The representations and warranties of each party survive for a period of 12 months following the closing date, with the exception of certain specified fundamental representations, which survive for a period of four years. In the event of the assertion or commencement by any person, including any third party, of any claim or legal proceeding with respect to which any person may be entitled to indemnification, prompt written notice shall be given to the Securityholder Representatives or the Company, as applicable.
Each party acknowledges and agrees that the indemnification provisions of the Merger Agreement provide the sole and exclusive right and remedy exercisable by such party with respect to the subject matter of the Merger Agreement (other than claims for injunctive relief, specific performance, or other equitable relief); provided, however, that nothing in the Merger Agreement shall (i) limit any party’s remedies with respect to claims against any individual or legal entity arising from such person’s own fraud or willful misrepresentation with the intent to deceive or (ii) prevent or restrict any person who is a party to any other transaction document, including the Securities Purchase Agreement, from obtaining monetary damages or any other legal or equitable relief in connection with the breach of such agreement.

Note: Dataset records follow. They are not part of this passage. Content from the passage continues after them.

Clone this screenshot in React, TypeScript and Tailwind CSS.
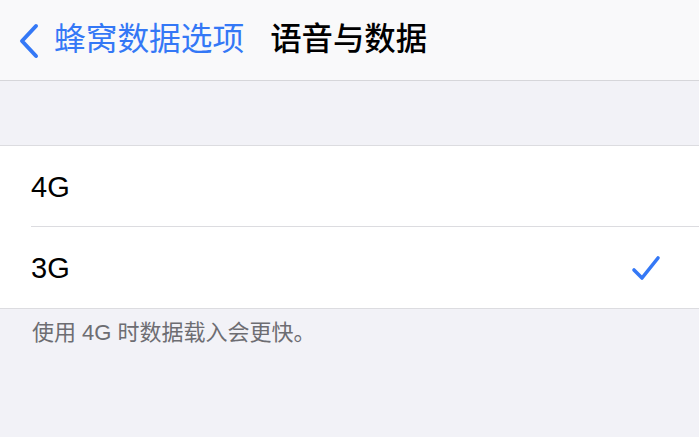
import React from "react";

const font = { fontFamily: '"Liberation Sans", "Noto Sans CJK SC", sans-serif' };

const Row = ({ label, checked, last }: { label: string; checked?: boolean; last?: boolean }) => (
  <div className="pl-[31px] bg-white">
    <div className={`h-[81px] flex items-center justify-between pr-[38px] ${last ? "" : "border-b border-[#dcdce0]"}`}>
      <span className="text-[29px] text-black leading-none mt-[2px]">{label}</span>
      {checked && (
        <svg width="30" height="28" viewBox="0 0 30 28" fill="none">
          <path d="M3 16 L11 24 L27 4" stroke="#3478F6" strokeWidth="3.6" strokeLinecap="round" strokeLinejoin="round" />
        </svg>
      )}
    </div>
  </div>
);

const App = () => {
  return (
    <div className="w-[699px] h-[437px] bg-[#f2f2f7] overflow-hidden" style={font}>
      <div className="h-[81px] bg-[#f9f9fa] border-b border-[#d6d6da] flex items-center pl-[18px]">
        <svg width="22" height="36" viewBox="0 0 22 36" fill="none" className="mr-[14px] mt-[2px]">
          <path d="M18 3 L4 18 L18 33" stroke="#3478F6" strokeWidth="4" strokeLinecap="round" strokeLinejoin="round" />
        </svg>
        <span className="text-[31.7px] text-[#3478F6] leading-none">蜂窝数据选项</span>
        <span className="text-[31.4px] text-black font-medium leading-none ml-[26px]">语音与数据</span>
      </div>
      <div className="h-[64px]" />
      <div className="border-y border-[#dcdce0]">
        <Row label="4G" />
        <Row label="3G" checked last />
      </div>
      <p className="pl-[32px] pt-[11px] text-[22px] leading-[26px] text-[#6d6d72]">使用 4G 时数据载入会更快。</p>
    </div>
  );
};

export default App;
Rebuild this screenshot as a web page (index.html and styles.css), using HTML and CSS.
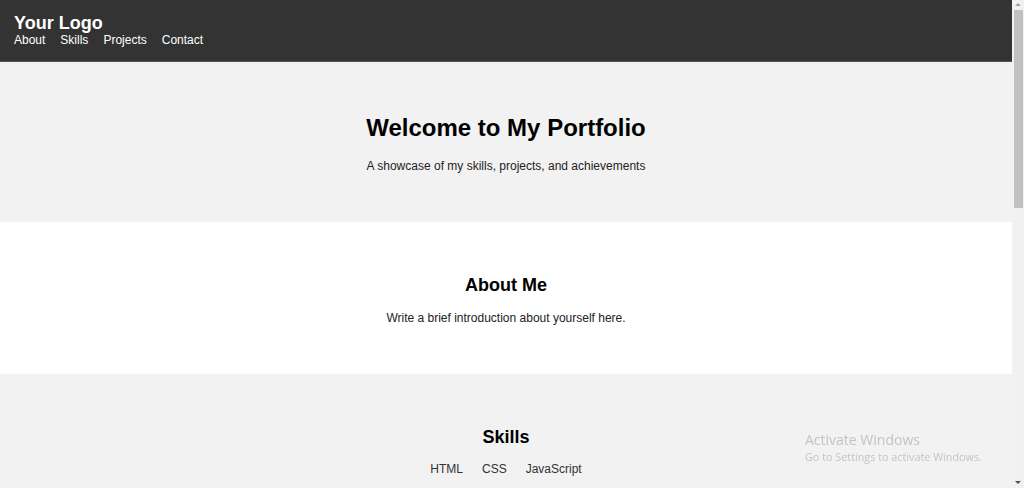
FILE: index.html
```html
<!DOCTYPE html>
<html lang="en">
<head>
<meta charset="utf-8">
<title>My Portfolio</title>
<link rel="stylesheet" href="styles.css">
</head>
<body>
<div class="page">
  <header class="site-header">
    <div class="logo">Your Logo</div>
    <nav class="nav">
      <a href="#about">About</a>
      <a href="#skills">Skills</a>
      <a href="#projects">Projects</a>
      <a href="#contact">Contact</a>
    </nav>
  </header>
  <section class="hero">
    <h1>Welcome to My Portfolio</h1>
    <p>A showcase of my skills, projects, and achievements</p>
  </section>
  <section class="section about" id="about">
    <h2>About Me</h2>
    <p>Write a brief introduction about yourself here.</p>
  </section>
  <section class="section skills" id="skills">
    <h2>Skills</h2>
    <ul class="skill-list">
      <li>HTML</li>
      <li>CSS</li>
      <li>JavaScript</li>
    </ul>
  </section>
</div>
<div class="scrollbar">
  <span class="arrow up"></span>
  <span class="thumb"></span>
  <span class="arrow down"></span>
</div>
<div class="activate">
  <div class="act-title">Activate Windows</div>
  <div class="act-sub">Go to Settings to activate Windows.</div>
</div>
</body>
</html>
```
FILE: styles.css
```css
html { scrollbar-width: none; }
html::-webkit-scrollbar { display: none; }
body {
  margin: 0;
  font-family: "Liberation Sans", Arial, sans-serif;
  font-size: 12px;
  color: #222;
  background: #f2f2f2;
}
.page { margin-right: 12px; }
.site-header {
  background: #333;
  color: #fff;
  padding: 13px 14px 14px;
  border-bottom: 1px solid #555;
  height: 34px;
}
.logo { font-size: 18px; font-weight: bold; line-height: 20px; }
.nav { display: flex; gap: 15px; line-height: 14px; }
.nav a { color: #fff; text-decoration: none; font-size: 12px; }
.hero {
  background: #f2f2f2;
  text-align: center;
  padding: 52px 0 49px;
}
.hero h1 { margin: 0 0 17px; font-size: 24px; line-height: 28px; color: #000; }
.hero p { margin: 0; line-height: 14px; }
.section { text-align: center; padding: 53px 0 55px; }
.section h2 { margin: 0 0 9px; font-size: 18px; line-height: 21px; color: #000; }
.section p { margin: 0; line-height: 14px; }
.about { background: #fff; padding-bottom: 49px; }
.about h2 { margin-bottom: 15px; }
.skills { background: #f2f2f2; }
.skill-list {
  list-style: none;
  margin: 14px 0 0;
  padding: 0;
  display: flex;
  justify-content: center;
  gap: 19px;
  line-height: 14px;
  color: #333;
}
.scrollbar {
  position: fixed;
  top: 0; right: 0; bottom: 0;
  width: 12px;
  background: #f1f1f1;
}
.thumb {
  position: absolute;
  left: 2px; right: 1px;
  top: 10px; height: 198px;
  background: #c1c1c1;
}
.arrow {
  position: absolute;
  left: 3px;
  width: 0; height: 0;
  border-left: 3px solid transparent;
  border-right: 3px solid transparent;
}
.arrow.up { top: 3px; border-bottom: 3px solid #a3a3a3; }
.arrow.down { bottom: 4px; border-top: 3px solid #505050; }
.activate {
  position: fixed;
  left: 805px;
  top: 431px;
  font-family: "Open Sans", "Noto Sans", sans-serif;
  color: #c3c3c3;
  pointer-events: none;
}
.act-title { font-size: 14px; line-height: 18px; }
.act-sub { font-size: 10.8px; line-height: 16px; }
```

No party nor any Securityholder of the Company or the Securityholder Representatives, nor any current or former Securityholder, director, officer, employee, affiliate, or advisor of any of the foregoing shall, in any event, be liable to any other person, either in contract, tort, or otherwise, for any special, indirect, exemplary, punitive, or consequential damages other than foreseeable consequential damages, relating to the breach or alleged breach of any provision of the Merger Agreement, whether or not the possibility of such damages has been disclosed to the other party in advance, except in each case to the extent included in a third party claim or arising from a claim based upon fraud, willful misrepresentation with the intent to deceive, or a willful breach of a covenant in the Merger Agreement.
Tax Indemnity
The Merger Agreement provides a separate tax indemnity to indemnify the Company and Merger Sub against any and all losses attributable to, arising from, or related to (i) all taxes (or the nonpayment thereof) of Baxano for all tax periods ending on or before the closing date and the portion through the end of the closing date of any tax period that includes (but does not end on) the closing date, (ii) any breach of, or inaccuracy in, the tax representations, and (iii) any breach of a covenant related to taxes.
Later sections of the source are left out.